Cohen: Well, that’s an important point. I think, first of all, remember that this is taking place over a long period of time. Roosevelt was president for 12 years. It is very gradual. And some of those things worked and some of them didn’t. And when they didn’t work, they threw them out and tried something else. So we shouldn’t assume that there was a blueprint that they put into action. They experimented. And that’s probably one of the most important lessons to take from the New Deal, that there was not sort of some ideological commitment, but rather a willingness to be improvisational.
Wells: Does that mean that Roosevelt was a capable and personal leader who knew how to connect? He had a way to build consensus. Are those things required for this kind of experimentation and reform to take place? And do we have them now?
Cohen: Well, Franklin Roosevelt was truly an amazing leader, I think. He had had no adversity himself, which I think bred compassion in him. But he was very personable. He was very clever, very articulate. And he was willing to compromise. You know, it’s hard to swallow some of the compromises that he made.

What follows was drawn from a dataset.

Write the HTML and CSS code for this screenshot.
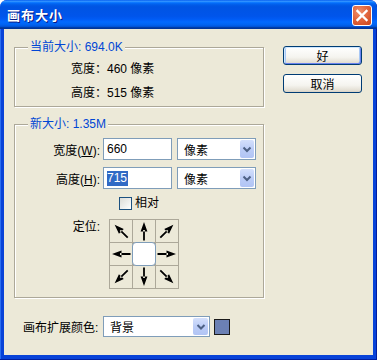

Wells: Right, some of the compromises increased or solidified a lot of racial injustice, right?
Cohen: Yes, exactly. You know, so that agricultural domestic workers were left out of Social Security and out of the Fair Labor Standards Act. There was a lot of popular support for anti-lynching legislation. He felt he couldn’t go there and still hold on to the support of southern Democrats, which he knew he needed for what he felt was the broader good.